═══ Given data ═══

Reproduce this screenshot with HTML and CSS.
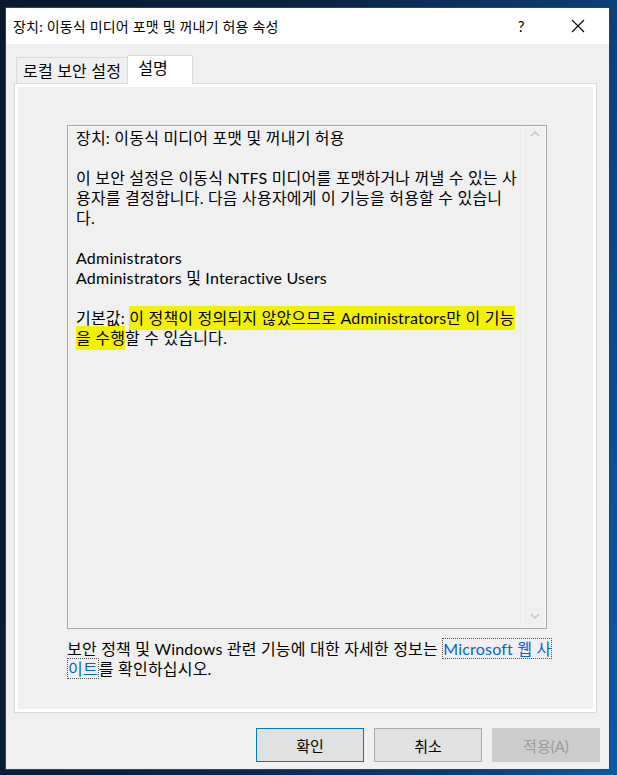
FILE: index.html
```html
<!DOCTYPE html>
<html>

<head>
    <meta name="viewport" content="width=device-width, initial-scale=1">
    <link rel="stylesheet" href="styles.css">
</head>

<body>

    <div class="window">
        <div class="titlebar">
            <span class="title">장치: 이동식 미디어 포맷 및 꺼내기 허용 속성</span>
            <span class="help">?</span>
            <span class="close">
                <svg width="14" height="14" viewBox="0 0 14 14">
                    <path d="M1 1 L13 13 M13 1 L1 13" stroke="#000" stroke-width="1.1" fill="none" />
                </svg>
            </span>
        </div>

        <div class="content">
            <div class="tabs">
                <div class="tab">로컬 보안 설정</div>
                <div class="tab active">설명</div>
            </div>

            <div class="panel">
                <div class="descbox">
                    <div class="desctext">
                        장치: 이동식 미디어 포맷 및 꺼내기 허용<br>
                        <br>
                        이 보안 설정은 이동식 NTFS 미디어를 포맷하거나 꺼낼 수 있는 사<br>
                        용자를 결정합니다. 다음 사용자에게 이 기능을 허용할 수 있습니<br>
                        다.<br>
                        <br>
                        Administrators<br>
                        Administrators 및 Interactive Users<br>
                        <br>
                        기본값: <mark class="marker">이 정책이 정의되지 않았으므로 Administrators만 이 기능<br>을 수행</mark>할 수 있습니다.
                    </div>
                    <div class="scrollbar">
                        <svg width="10" height="6" viewBox="0 0 10 6">
                            <path d="M1 5 L5 1 L9 5" stroke="#c4c4c4" stroke-width="1.5" fill="none" />
                        </svg>
                        <svg width="10" height="6" viewBox="0 0 10 6">
                            <path d="M1 1 L5 5 L9 1" stroke="#c4c4c4" stroke-width="1.5" fill="none" />
                        </svg>
                    </div>
                </div>

                <p class="moreinfo">
                    보안 정책 및 Windows 관련 기능에 대한 자세한 정보는 <a class="link" href="#">Microsoft 웹 사<br>이트</a>를 확인하십시오.
                </p>
            </div>

            <div class="buttons">
                <button class="btn default">확인</button>
                <button class="btn">취소</button>
                <button class="btn" disabled>적용(A)</button>
            </div>
        </div>
    </div>

</body>

</html>
```

FILE: styles.css
```css
body {
    margin: 0;
    width: 617px;
    height: 775px;
    overflow: hidden;
    font-family: Lato, "Noto Sans CJK KR", sans-serif;
    background: linear-gradient(100deg, #08182f 0%, #0a2548 45%, #0c3d75 80%, #0d5aa6 100%);
}

/* Dialog window */
.window {
    box-sizing: border-box;
    margin: 7px 0 0 5px;
    width: 605px;
    height: 763px;
    border: 1px solid #25476e;
    background-color: #f0f0f0;
    display: flex;
    flex-direction: column;
}

.titlebar {
    height: 36px;
    background-color: #ffffff;
    display: flex;
    align-items: center;
    padding-left: 7px;
}

.title {
    font-size: 14px;
    letter-spacing: 0.2px;
    color: #000;
    flex: 1;
}

.help {
    font-size: 15px;
    width: 56px;
    text-align: center;
    margin-right: 6px;
}

.close {
    width: 46px;
    display: flex;
    justify-content: center;
    margin-right: 8px;
}

/* Tabs */
.content {
    flex: 1;
    display: flex;
    flex-direction: column;
    font-size: 16px;
    letter-spacing: 0.2px;
    color: #000;
}

.tabs {
    display: flex;
    align-items: flex-end;
    margin: 11px 0 0 10px;
    height: 28px;
}

.tab {
    box-sizing: border-box;
    height: 26px;
    padding: 0 6px;
    border: 1px solid #d9d9d9;
    border-bottom: none;
    line-height: 25px;
}

.tab.active {
    height: 29px;
    width: 66px;
    padding: 0 10px;
    margin-left: -1px;
    margin-bottom: -1px;
    background-color: #ffffff;
    line-height: 24px;
    position: relative;
}

/* Tab page */
.panel {
    box-sizing: border-box;
    margin-left: 8px;
    width: 583px;
    height: 630px;
    border: 1px solid #d9d9d9;
    box-shadow: inset 0 0 0 3px #ffffff;
    padding: 41px 0 0 52px;
}

.descbox {
    box-sizing: border-box;
    width: 480px;
    height: 504px;
    border: 1px solid #a5a5a5;
    box-shadow: inset 0 0 0 1px #fafafa;
    display: flex;
}

.desctext {
    flex: 1;
    padding: 2px 0 0 8px;
    line-height: 20px;
    white-space: nowrap;
}

.marker {
    background-color: #f2f200;
    color: #000;
    padding: 2px 0 3px;
}

.scrollbar {
    width: 22px;
    border-left: 1px solid #fafafa;
    display: flex;
    flex-direction: column;
    justify-content: space-between;
    align-items: center;
    padding: 5px 0 9px;
}

.moreinfo {
    margin: 10px 0 0;
    width: 482px;
    line-height: 20px;
    white-space: nowrap;
}

.link {
    color: #0066cc;
    text-decoration: none;
    border: 1px dotted #555;
    -webkit-box-decoration-break: clone;
    box-decoration-break: clone;
}

/* Button row */
.buttons {
    display: flex;
    justify-content: flex-end;
    gap: 10px;
    margin: 15px 9px 0 0;
}

.btn {
    width: 108px;
    height: 34px;
    font-family: inherit;
    font-size: 15px;
    color: #000;
    background-color: #e1e1e1;
    border: 1px solid #adadad;
}

.btn.default {
    border-color: #0078d7;
}

.btn:disabled {
    background-color: #cccccc;
    border-color: #cccccc;
    color: #9a9a9a;
}
```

═══

Without including any pictures, reproduce the listing exactly.

Reproduce this screenshot with HTML and CSS.
FILE: index.html
```html
<!DOCTYPE html>
<html>

<head>
    <meta name="viewport" content="width=device-width, initial-scale=1">
    <link rel="stylesheet" href="styles.css">
</head>

<body>

    <div class="window">
        <div class="titlebar">
            <span class="title">장치: 이동식 미디어 포맷 및 꺼내기 허용 속성</span>
            <span class="help">?</span>
            <span class="close">
                <svg width="14" height="14" viewBox="0 0 14 14">
                    <path d="M1 1 L13 13 M13 1 L1 13" stroke="#000" stroke-width="1.1" fill="none" />
                </svg>
            </span>
        </div>

        <div class="content">
            <div class="tabs">
                <div class="tab">로컬 보안 설정</div>
                <div class="tab active">설명</div>
            </div>

            <div class="panel">
                <div class="descbox">
                    <div class="desctext">
                        장치: 이동식 미디어 포맷 및 꺼내기 허용<br>
                        <br>
                        이 보안 설정은 이동식 NTFS 미디어를 포맷하거나 꺼낼 수 있는 사<br>
                        용자를 결정합니다. 다음 사용자에게 이 기능을 허용할 수 있습니<br>
                        다.<br>
                        <br>
                        Administrators<br>
                        Administrators 및 Interactive Users<br>
                        <br>
                        기본값: <mark class="marker">이 정책이 정의되지 않았으므로 Administrators만 이 기능<br>을 수행</mark>할 수 있습니다.
                    </div>
                    <div class="scrollbar">
                        <svg width="10" height="6" viewBox="0 0 10 6">
                            <path d="M1 5 L5 1 L9 5" stroke="#c4c4c4" stroke-width="1.5" fill="none" />
                        </svg>
                        <svg width="10" height="6" viewBox="0 0 10 6">
                            <path d="M1 1 L5 5 L9 1" stroke="#c4c4c4" stroke-width="1.5" fill="none" />
                        </svg>
                    </div>
                </div>

                <p class="moreinfo">
                    보안 정책 및 Windows 관련 기능에 대한 자세한 정보는 <a class="link" href="#">Microsoft 웹 사<br>이트</a>를 확인하십시오.
                </p>
            </div>

            <div class="buttons">
                <button class="btn default">확인</button>
                <button class="btn">취소</button>
                <button class="btn" disabled>적용(A)</button>
            </div>
        </div>
    </div>

</body>

</html>
```

FILE: styles.css
```css
body {
    margin: 0;
    width: 617px;
    height: 775px;
    overflow: hidden;
    font-family: Lato, "Noto Sans CJK KR", sans-serif;
    background: linear-gradient(100deg, #08182f 0%, #0a2548 45%, #0c3d75 80%, #0d5aa6 100%);
}

/* Dialog window */
.window {
    box-sizing: border-box;
    margin: 7px 0 0 5px;
    width: 605px;
    height: 763px;
    border: 1px solid #25476e;
    background-color: #f0f0f0;
    display: flex;
    flex-direction: column;
}

.titlebar {
    height: 36px;
    background-color: #ffffff;
    display: flex;
    align-items: center;
    padding-left: 7px;
}

.title {
    font-size: 14px;
    letter-spacing: 0.2px;
    color: #000;
    flex: 1;
}

.help {
    font-size: 15px;
    width: 56px;
    text-align: center;
    margin-right: 6px;
}

.close {
    width: 46px;
    display: flex;
    justify-content: center;
    margin-right: 8px;
}

/* Tabs */
.content {
    flex: 1;
    display: flex;
    flex-direction: column;
    font-size: 16px;
    letter-spacing: 0.2px;
    color: #000;
}

.tabs {
    display: flex;
    align-items: flex-end;
    margin: 11px 0 0 10px;
    height: 28px;
}

.tab {
    box-sizing: border-box;
    height: 26px;
    padding: 0 6px;
    border: 1px solid #d9d9d9;
    border-bottom: none;
    line-height: 25px;
}

.tab.active {
    height: 29px;
    width: 66px;
    padding: 0 10px;
    margin-left: -1px;
    margin-bottom: -1px;
    background-color: #ffffff;
    line-height: 24px;
    position: relative;
}

/* Tab page */
.panel {
    box-sizing: border-box;
    margin-left: 8px;
    width: 583px;
    height: 630px;
    border: 1px solid #d9d9d9;
    box-shadow: inset 0 0 0 3px #ffffff;
    padding: 41px 0 0 52px;
}

.descbox {
    box-sizing: border-box;
    width: 480px;
    height: 504px;
    border: 1px solid #a5a5a5;
    box-shadow: inset 0 0 0 1px #fafafa;
    display: flex;
}

.desctext {
    flex: 1;
    padding: 2px 0 0 8px;
    line-height: 20px;
    white-space: nowrap;
}

.marker {
    background-color: #f2f200;
    color: #000;
    padding: 2px 0 3px;
}

.scrollbar {
    width: 22px;
    border-left: 1px solid #fafafa;
    display: flex;
    flex-direction: column;
    justify-content: space-between;
    align-items: center;
    padding: 5px 0 9px;
}

.moreinfo {
    margin: 10px 0 0;
    width: 482px;
    line-height: 20px;
    white-space: nowrap;
}

.link {
    color: #0066cc;
    text-decoration: none;
    border: 1px dotted #555;
    -webkit-box-decoration-break: clone;
    box-decoration-break: clone;
}

/* Button row */
.buttons {
    display: flex;
    justify-content: flex-end;
    gap: 10px;
    margin: 15px 9px 0 0;
}

.btn {
    width: 108px;
    height: 34px;
    font-family: inherit;
    font-size: 15px;
    color: #000;
    background-color: #e1e1e1;
    border: 1px solid #adadad;
}

.btn.default {
    border-color: #0078d7;
}

.btn:disabled {
    background-color: #cccccc;
    border-color: #cccccc;
    color: #9a9a9a;
}
```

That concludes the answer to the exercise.